Clearly when a defendant is charged with, confined for, and eventually sentenced on a single charge, that is the charge that culminates in the sentence, and it must receive all applicable credit. It is likewise clear that when a person is held on one charge but convicted of an entirely separate charge, the credit from the first charge cannot be applied toward the sentence on the other. In other words, credit accrued against one charge cannot be shared with some contemporaneous charge, or banked for some future charge. That is true even if the charges are transactionally related. In State v. Floyd, 173 N.C. App. 234 (2005) (unpublished), for example, the defendant was initially charged with first-degree murder. Forty-five days later, and still in custody on the murder charge, she was indicated for an armed robbery that arose out of the same incident as the murder charge. After 91 additional days in custody she pled guilty to the armed robbery and the murder charge was dismissed. The trial court applied 91 days of jail credit to the robbery conviction. The court of appeals rejected the defendant’s request for credit for the first 45 days of confinement, as that confinement was only for the murder charge, which did not culminate in a sentence.

What about a credit accrued on an initial charge by a defendant who is ultimately convicted of a lesser offense for the same behavior? For example, a first-degree rape charge that is pled to second-degree rape.
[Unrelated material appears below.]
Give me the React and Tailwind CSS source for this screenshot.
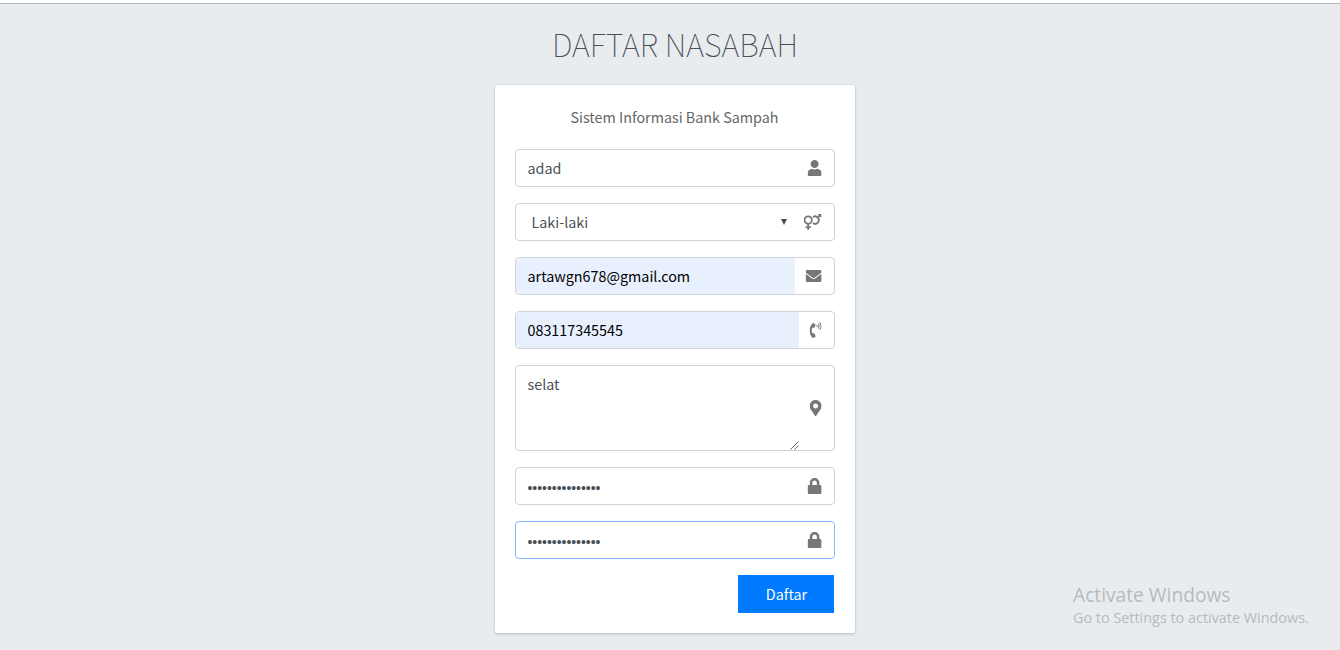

If no superseding charging instrument is necessary, either because the conviction offense is a lesser included offense of the initial charge or because both may be charged using the same short-form indictment, it would seem that any credit accrued on the original charge must be applied. The original charge is the only charge, and is thus the charge that culminated in the sentence.

If the crime of conviction is a different but not lesser-included offense of the initial charge (a rape pled to indecent liberties, for example) I think the practice varies. To the extent that some new charging instrument is necessary, the original charge is not the charge that culminates in the sentence, and any credit accrued against it would not apply under the literal language of G.S. 15-196.1. Nevertheless, my sense is that some read “charge that culminated” broadly enough to encompass the full life cycle of the charge, including any reduced charge for the same behavior.

In some states that broader, behavior-based approach is required by law. Maryland, for example, has a statute that requires credit for all time in custody because of the charge for which the sentence is imposed or “the conduct on which the charge is based.” Md. Code Ann. § 6-218(b)(1) (2013). In fact, Maryland’s law goes further, allowing judges to apply credit against a sentence for time spent in custody for another charge or crime, and requiring judges to credit any time in custody on a charge that resulted in a dismissal or acquittal against any sentence that is based on a charge for which a warrant or commitment was filed during that custody (like the first 45 days of confinement in the Floyd case described above). Id. § 6-218(b)(3) and (b)(2). The purpose of that latter provision is to eliminate “dead time”—i.e., time spent in custody that would not otherwise be credited to a valid sentence. See Fleeger v. State, 482 A.2d 490, 495 (Md. 1984) (“Simply stated, we believe that no legitimate legislative policy is advanced by maximizing dead time or by withholding credit . . . .”).

Though we have no such statutes in North Carolina, appellate courts have sometimes taken a broad view of what credit must be applied to a charge. In State v. Meadows, 272 N.C. 327 (1968), for example, a defendant pled guilty to assault for shooting a victim. When the victim later died, the defendant was charged with murder. When he was convicted of manslaughter, the issue arose as to whether he was entitled to credit toward the murder sentence for the time spent imprisoned on the assault. In that “anomalous situation,” the supreme court concluded “in the exercise of its general supervision and control over the proceedings of the other courts,” that the defendant should receive credit. Though decided before the enactment of G.S. 15-196.1, the case can be read to support a behavior-based view of credit.

Another case worth noting is Williams v. Hayes, 846 F.2d 6 (4th Cir. 1988), which suggests that charges should not be manipulated in a way that intentionally deprives a defendant of credit. In Williams, the defendant had been arrested on two charges: Charge 1, a common law robbery for which he wound up with no jail credit, and Charge 2, an armed robbery for which he had 139 days of credit. Ultimately the defendant pled guilty to two counts of common law robbery, receiving a 10-year sentence for Charge 1 and a concurrent 3-year sentence for Charge 2. By giving the shorter sentence to what began as the more serious charge, and then applying the jail credit to that sentence, the court effectively deprived the defendant of the credit altogether, because the shortened 3 year sentence was swallowed by the uncredited 10-year term. Holding that this ran afoul of “common sense and fundamental fairness,” the Fourth Circuit granted habeas relief and instructed the trial court to apply the credit to the longer sentence.

Once again, I would value your comments on how this issue plays out in practice, especially when it comes to plea negotiations.